Rory McIlroy’s comments that he felt more British than Irish in a Daily Mail interview have caused a storm of controversy.
Through his Twitter account McIlroy stated that he had made no decision.
“Having just won three of my last four tournaments, including a second Major championship, I was hoping that my success on the golf course would be the more popular topic of golfing conversation today. However the issue of my cultural identity has re-emerged, and with it, the matter of my national allegiance ahead of the Rio Olympics in 2016.
“I am in an extremely sensitive and difficult position and I conveyed as much in a recent newspaper interview. I am a proud product of Irish golf and the Golfing Union of Ireland and am hugely honoured to have come from very rich Irish sporting roots, winning Irish Boys, Youths and Amateur titles and playing for Ireland at all levels. I am also a proud Ulsterman who grew up in Northern Ireland which is part of the United Kingdom. That is my background and always will be.
“I receive huge support from Irish and British sports fans alike and it is greatly appreciated. Likewise I feel I have a great affinity with the American sports fans. I play most of my golf in the US nowadays and I am incredibly proud to have won the US Open and US PGA Championship in the last two years.
“As an international sportsman I am very lucky to be supported by people all over the world, many of whom treat me as one of their own, not matter what their nationality, or indeed mine. This is the way sport should be.
“Since turning professional at 18, I have travelled the world playing the game that I love and consider myself a global player. As the World No.1 right now, I wish to be a positive role model and a sportsperson that people respect, and enjoy watching. I feel very fortunate to be in a position to play the sport that I love professionally and to have enjoyed the success that has come my way.

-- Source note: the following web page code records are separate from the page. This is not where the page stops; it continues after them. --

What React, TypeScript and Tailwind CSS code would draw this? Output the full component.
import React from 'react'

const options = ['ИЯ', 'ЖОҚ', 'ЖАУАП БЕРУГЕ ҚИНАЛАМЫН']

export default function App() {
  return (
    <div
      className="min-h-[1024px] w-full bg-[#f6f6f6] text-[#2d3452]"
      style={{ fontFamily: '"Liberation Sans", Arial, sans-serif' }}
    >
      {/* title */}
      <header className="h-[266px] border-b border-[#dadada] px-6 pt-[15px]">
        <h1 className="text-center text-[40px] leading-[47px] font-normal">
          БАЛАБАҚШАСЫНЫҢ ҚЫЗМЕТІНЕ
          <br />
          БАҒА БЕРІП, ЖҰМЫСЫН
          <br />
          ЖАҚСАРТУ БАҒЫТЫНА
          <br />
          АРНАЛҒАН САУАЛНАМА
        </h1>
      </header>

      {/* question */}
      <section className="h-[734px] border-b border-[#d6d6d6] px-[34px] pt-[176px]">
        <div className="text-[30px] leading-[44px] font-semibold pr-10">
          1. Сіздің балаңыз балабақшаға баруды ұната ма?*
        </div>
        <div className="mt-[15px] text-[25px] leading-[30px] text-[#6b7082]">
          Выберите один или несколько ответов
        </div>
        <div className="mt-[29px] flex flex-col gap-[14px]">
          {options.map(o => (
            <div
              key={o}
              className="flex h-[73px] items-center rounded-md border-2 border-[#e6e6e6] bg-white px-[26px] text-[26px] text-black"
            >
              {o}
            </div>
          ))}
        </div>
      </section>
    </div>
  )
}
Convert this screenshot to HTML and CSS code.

“I wish to clarify that I have absolutely not made a decision regarding my participation in the next Olympics. On a personal level, playing in the Olympics would be a huge honour. However, the Games in Rio are still four years away and I certainly won’t be making any decisions with regards to participating any time soon.
“The Olympics will be great for the growth of golf on a global scale, but my focus right now is on being the best player I can be, trying to win Major Championships and contributing to what will hopefully be a victorious European side at the forthcoming Ryder Cup Matches against the USA.
“Lastly, I would like to thank everyone for the amazing support that I receive around the world every time I play. It is hugely appreciated.